While he’s coming down to the microphone, and this will be the last thing, as everyone here knows, April marks the 10th anniversary of the beginning of the Rwanda genocide and on March 24th we are going to preview the previous screening of a new Frontline documentary about the genocide which includes a lot of new interviews with people both who were on the ground at the time and people who were involved in the decision making in certain governments. It will be followed by a panel discussion that will include Ambassador Prudence Bushnell, who was the Deputy Assistant Secretary of State for Central Africa at the time, Gregory Alex, who was a UN official on the ground during the genocide, Bonaventure Niyibizi, who is a Rwandan survivor of the genocide, and the producer of the film, Greg Barker.
That’s on March 24th in the evening at 7:00 p.m. and the way to get the notice about that is to go to our website, www.committeeonsconscience.org, and sign up for it.
QUESTION: Thank you. My name is Khalid. I’m from the Embassy of Sudan. I would like first to give Mr. John Prendergast a credit that he is very consistent in his campaign against this government for a long, long time since he was in power. Unfortunately, he was an architect of the previous administration and the American policy towards Sudan during the Clinton Administration and the policy of containment that he adopted at that time toward Sudan was a very huge failure and escalated the relation in Sudan for a long, long time. This fact is acknowledged by former President Carter; that is, his policy and the Clinton Administration policy towards Sudan were the main cause of the escalation of the relation in Sudan at that time.
So he’s still insisting to adopt the same policy during this time again; that is, pressure on the Government of Sudan ultimately and eventually will succeed to bring —— in Sudan and he experienced that policy for about eight years and it failed and I don’t know why he’s still insisting —— that policy and this is also to undermine the constructive engagement policy that is adopted by this administration which succeeds so far to bring the two parties together in a negotiation table for the first time in 20 years in the history of Sudan.
And I think right now we’re about to complete a peace agreement without this pressure because we think a free political will will make peace in Sudan sustainable and with —— concession and pressure to make peace would not be sustainable at all because it will be enforced again as the will of the Sudanese people there.
Thank you very much.
JERRY FOWLER: Thank you and I’ll John respond to that, the basic point being that the way to stop massive human rights abuses is constructive engagement rather than pressure.

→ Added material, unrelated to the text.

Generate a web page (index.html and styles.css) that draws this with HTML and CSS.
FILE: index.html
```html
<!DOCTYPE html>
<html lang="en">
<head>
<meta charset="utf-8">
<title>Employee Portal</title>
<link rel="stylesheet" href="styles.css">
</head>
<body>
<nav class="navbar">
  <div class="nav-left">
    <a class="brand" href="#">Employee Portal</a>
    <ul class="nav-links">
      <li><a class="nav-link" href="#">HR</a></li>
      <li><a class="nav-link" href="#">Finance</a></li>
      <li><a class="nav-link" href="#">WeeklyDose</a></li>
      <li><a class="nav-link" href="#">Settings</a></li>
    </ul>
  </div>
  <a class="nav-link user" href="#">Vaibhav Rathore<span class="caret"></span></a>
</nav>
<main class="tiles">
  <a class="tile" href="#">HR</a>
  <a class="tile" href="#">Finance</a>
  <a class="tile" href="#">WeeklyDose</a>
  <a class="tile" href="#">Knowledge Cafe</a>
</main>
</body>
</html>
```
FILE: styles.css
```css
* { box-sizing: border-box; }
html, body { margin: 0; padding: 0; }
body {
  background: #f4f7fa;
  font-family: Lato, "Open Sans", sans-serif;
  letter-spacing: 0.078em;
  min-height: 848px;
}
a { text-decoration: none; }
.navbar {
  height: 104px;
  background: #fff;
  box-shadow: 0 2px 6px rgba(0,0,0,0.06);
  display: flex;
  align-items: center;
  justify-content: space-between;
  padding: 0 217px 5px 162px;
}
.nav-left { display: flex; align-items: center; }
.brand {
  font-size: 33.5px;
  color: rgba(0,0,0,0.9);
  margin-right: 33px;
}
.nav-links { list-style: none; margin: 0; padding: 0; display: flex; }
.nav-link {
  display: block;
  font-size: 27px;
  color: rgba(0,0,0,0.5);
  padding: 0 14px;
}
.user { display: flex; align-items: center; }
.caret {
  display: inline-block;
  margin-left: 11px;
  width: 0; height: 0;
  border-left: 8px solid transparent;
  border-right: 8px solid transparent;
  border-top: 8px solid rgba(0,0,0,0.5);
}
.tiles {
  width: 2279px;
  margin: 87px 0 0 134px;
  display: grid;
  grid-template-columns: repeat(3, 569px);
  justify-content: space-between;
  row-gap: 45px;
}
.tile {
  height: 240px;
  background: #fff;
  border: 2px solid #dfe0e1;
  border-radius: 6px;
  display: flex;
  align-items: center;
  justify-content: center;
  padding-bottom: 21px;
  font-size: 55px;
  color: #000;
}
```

JOHN PRENDERGAST: Well, that’s one way to look at it. No, I hope you’re right. I hope we get an agreement really soon. I hope there isn’t a need to change course at the present moment and move forward. I hope they sign in the next couple of days in Naivasha. That would be great. I would say very, very strongly and say it all the time that the Bush Administration’s policy at the outset, what it inherited from the previous one, was an enhancement because, and this was the bitterest debate within the last administration was what is the point of creating leverage unless you use it for something.
Well, the Bush Administration figured out, which many of us argued we ought to do in the last administration, let’s use the leverage that’s been built up in order to promote some kind of an objective. In this case, thank God, the right objective, which is the peace process, and they’ve moved on that even though, as I described earlier, there have been tactical errors with respect to how it’s gone forward. The fact is we are, as you said, very near a final agreement and much of that has to do precisely with the fact that the Bush Administration has traded on all this accumulated leverage that began in fact with Bush I and gone through Clinton and into Bush II, which has maintained most of those pressures despite undertaking the road that it has and moved the process forward.

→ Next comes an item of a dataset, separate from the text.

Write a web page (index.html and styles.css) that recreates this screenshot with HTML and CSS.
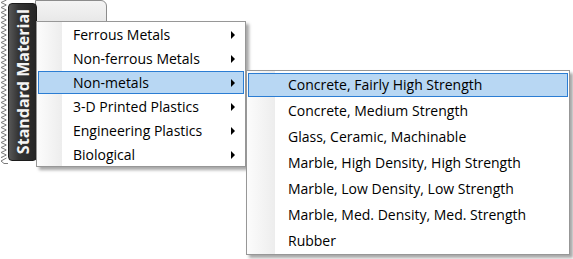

I think that this is the right thing to do and that everything that we do regardless of what actions we take ought to be taken with one objective in mind and that is to come to promote a comprehensive peace agreement in Sudan and pressure should not be constructed for its own sake or to overthrow any government or anything like that. I certainly didn’t have any of those intentions when I participated in decision making in the past administration. I don’t think anybody here does, but I’ll tell you right now if you didn’t like what the Clinton Administration did by creating pressures and then not doing anything with them, which was the basic mistake of the past administration, you’re not going to like what happens with this administration if there isn’t a peace agreement and we have a decision that the way in which the policy has unfolded over the last couple of years has been the wrong one and that we need to go for more maximum pressures. Because they’ll use their leverage in different ways than the Clinton Administration ever had the guts to and I think that that wouldn’t be the kind of thing that would be in the Sudan Government’s interests.
I don’t say that in a threatening way. I say that because I have no idea what they would do and I do know that there are voices there saying enough is enough and we see the track record of what they’re willing to do in other places and if the situation deteriorates dramatically in Darfur I would not rule out any potential option, election or no election.

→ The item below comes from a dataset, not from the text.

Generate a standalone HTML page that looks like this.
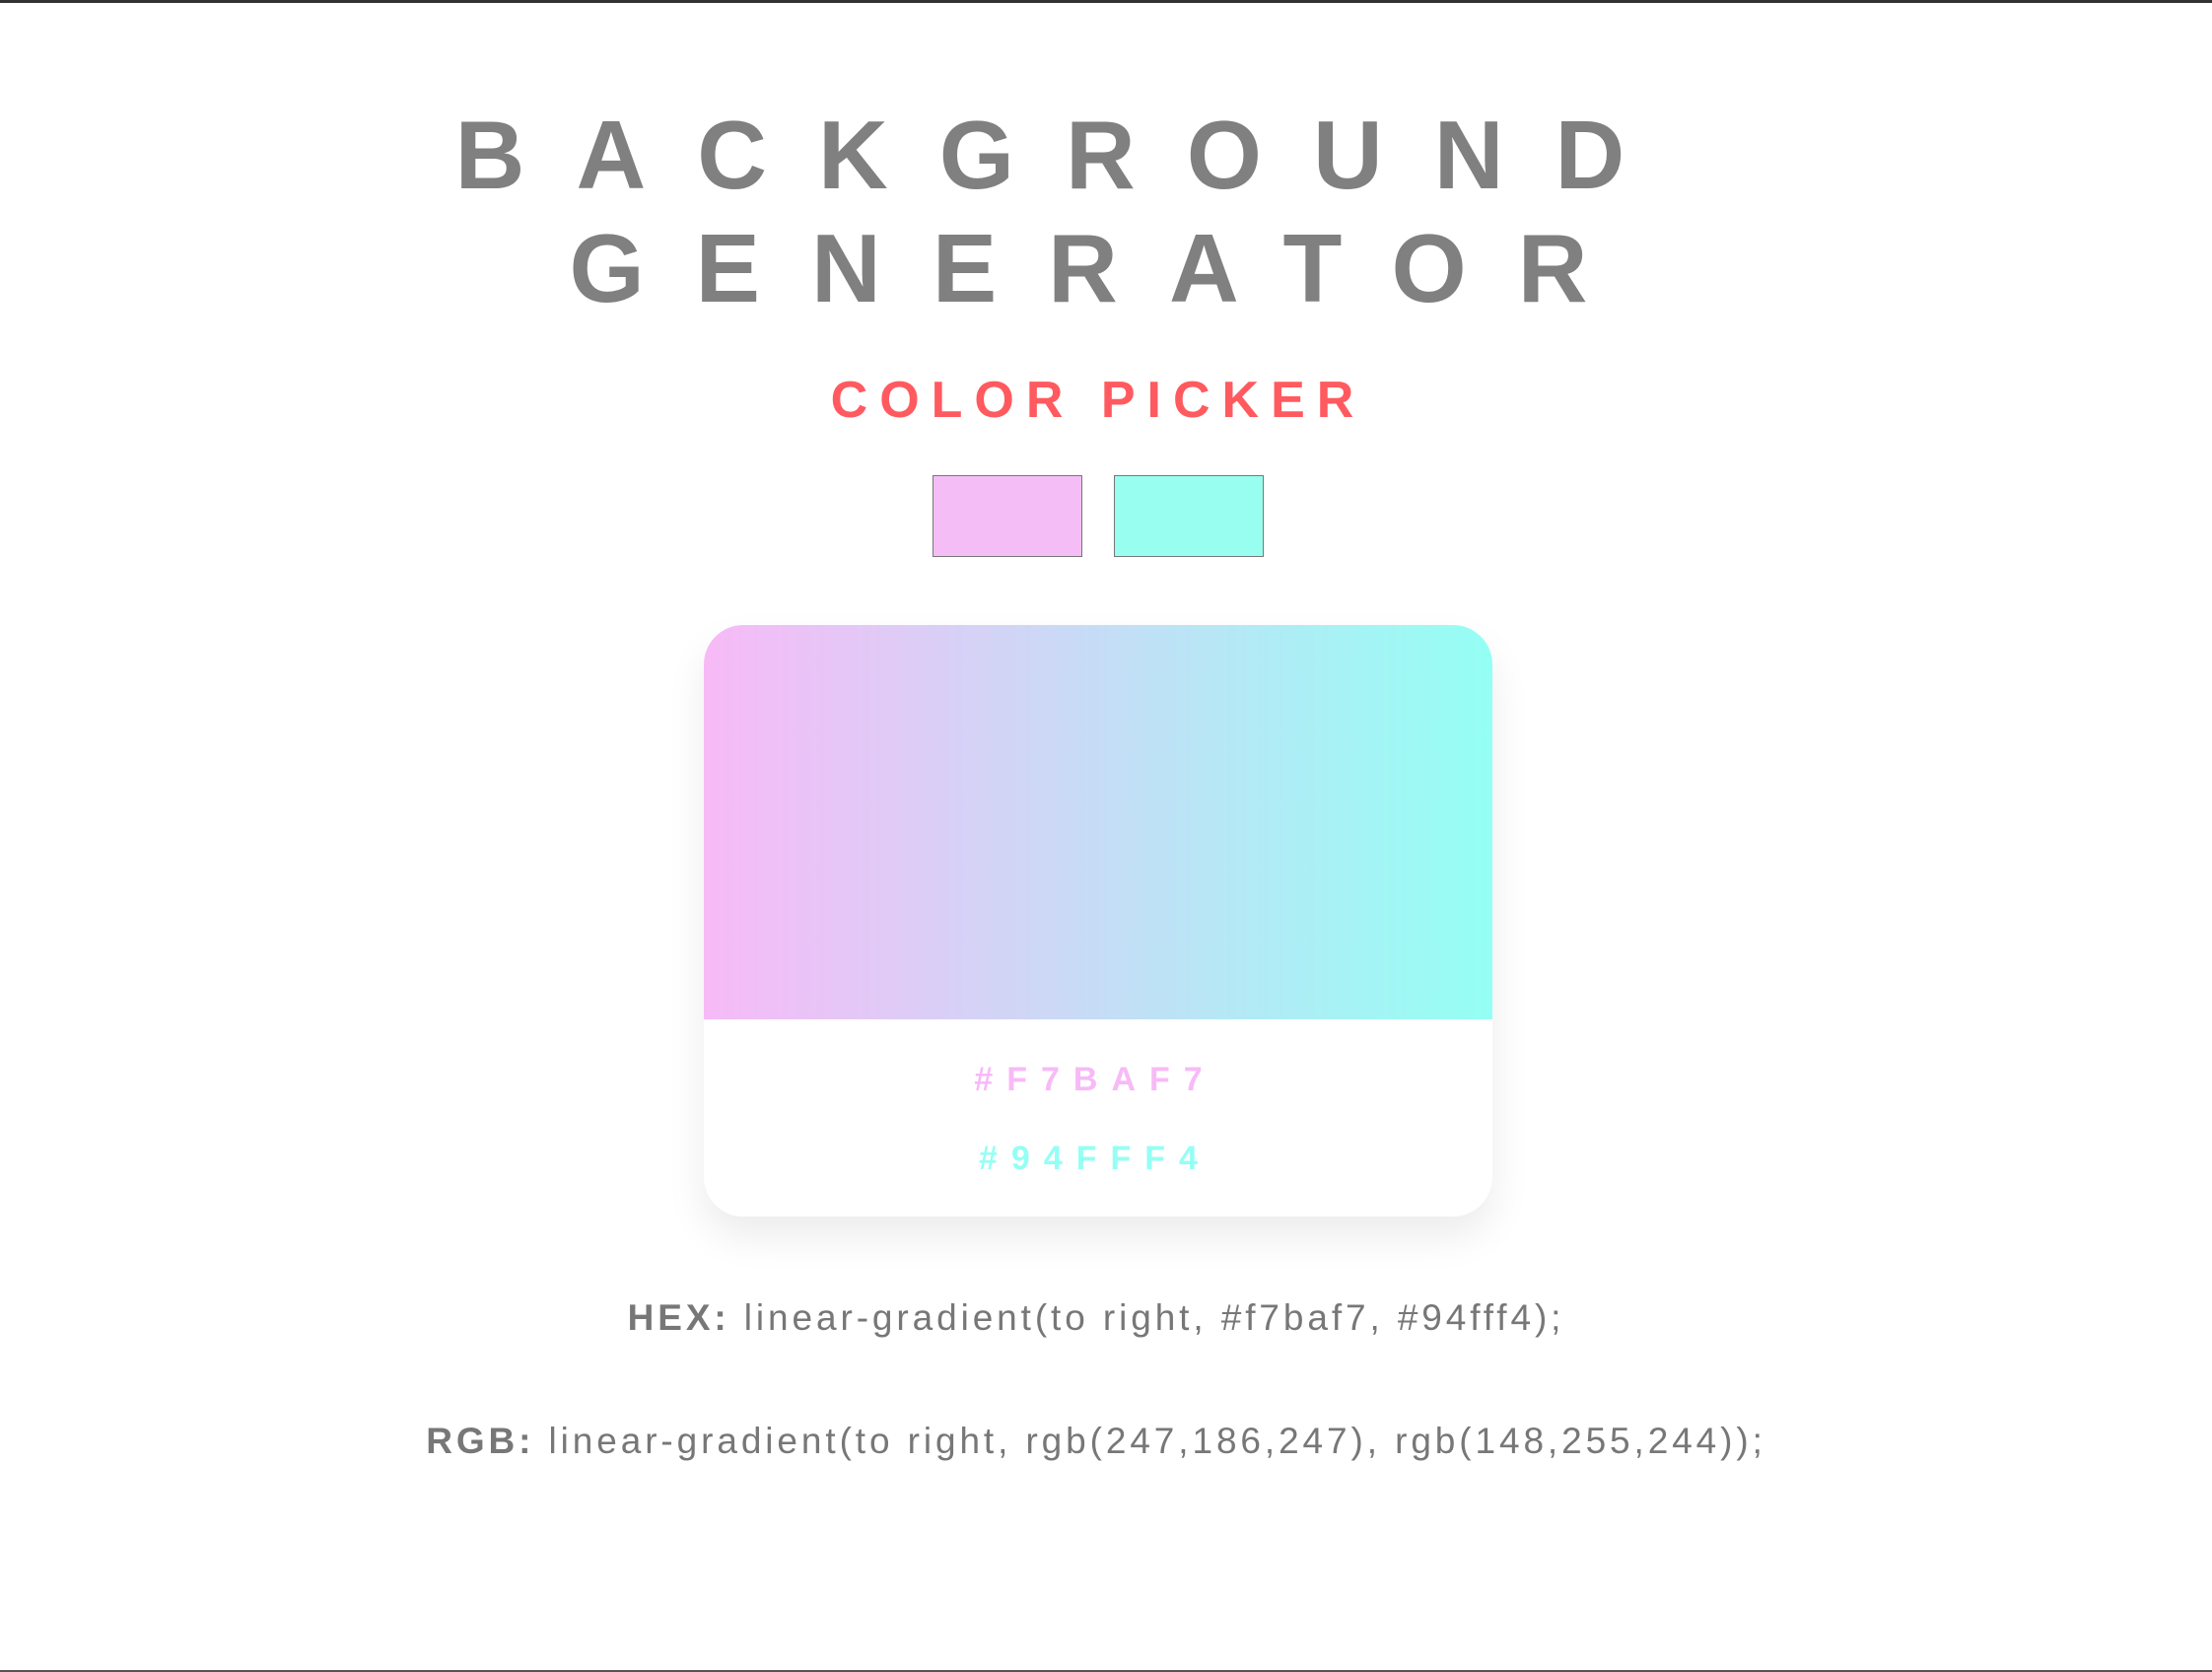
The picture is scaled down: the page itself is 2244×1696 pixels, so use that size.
<!DOCTYPE html>
<html><head><meta charset="utf-8"><style>
html,body{margin:0;padding:0;}
body{width:2244px;height:1696px;position:relative;background:#fff;overflow:hidden;font-family:"Liberation Sans",sans-serif;}
.top{position:absolute;left:0;right:0;top:0;height:3px;background:#333;}
.bot{position:absolute;left:0;right:0;bottom:0;height:2px;background:#555;}
.t{position:absolute;left:0;width:2244px;text-align:center;white-space:nowrap;}
h1{margin:0;font-weight:900;color:#808080;font-size:98px;letter-spacing:52px;line-height:1;}
.l1{top:108px;left:-93px;padding-left:52px;}
.l2{top:223px;left:-54px;padding-left:52px;}
.cp{top:376px;left:-8px;color:#ff5a5f;font-weight:bold;font-size:52px;letter-spacing:12px;}
.sw{position:absolute;top:482px;width:150px;height:81px;border:1px solid #777;}
.card{position:absolute;left:714px;top:634px;width:800px;height:600px;border-radius:40px;background:#fff;box-shadow:0 20px 40px rgba(0,0,0,0.08);overflow:hidden;}
.grad{height:400px;background:linear-gradient(to right,#f7baf7,#94fff4);}
.hx{position:absolute;left:-10px;width:800px;text-align:center;font-weight:900;font-size:34px;letter-spacing:14px;padding-left:14px;box-sizing:border-box;}
.code{color:#777;font-size:37px;letter-spacing:3.9px;left:-10px;}
.code b{color:#777;}
</style></head><body>
<div class="top"></div>
<h1 class="t l1">BACKGROUND</h1>
<h1 class="t l2">GENERATOR</h1>
<div class="t cp">COLOR PICKER</div>
<div class="sw" style="left:946px;background:#f5bdf5;"></div>
<div class="sw" style="left:1130px;background:#98fff0;"></div>
<div class="card"><div class="grad"></div>
<div class="hx" style="top:442px;color:#f7baf7;">#F7BAF7</div>
<div class="hx" style="top:522px;color:#94fff4;">#94FFF4</div>
</div>
<div class="t code" style="top:1316px;"><b>HEX:</b> linear-gradient(to right, #f7baf7, #94fff4);</div>
<div class="t code" style="top:1441px;"><b>RGB:</b> linear-gradient(to right, rgb(247,186,247), rgb(148,255,244));</div>
<div class="bot"></div>
</body></html>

JERRY FOWLER: So, Jemera and Adotei, if you want to make brief concluding remarks.
JEMERA RONE: Well, I’d just say I was disappointed when Khalid got up because I thought he would address the main topics of this meeting which are the massive humanitarian and human rights abuses that are going on, mostly by the government side, in Darfur now with a very, very serious impact on the civilian population, almost a million people, and this has occurred all within the last year, hundreds of burned villages and so forth.
I was hoping he would make a commitment on behalf of his government to look seriously into these charges and to do everything to stop them and punish those who might be responsible and allow people to return to their villages and so forth, but I was somewhat taken aback to hear just an attack and a kind of fanciful conspiracy theory on one of the panelists. We look to the government for a more substantive response on all of these very serious allegations.
JERRY FOWLER: Adotei?
ADOTEI AKWEI: I’m going to stop right there.
JERRY FOWLER: Thank you all very much for coming. Please join me in thanking our panelists.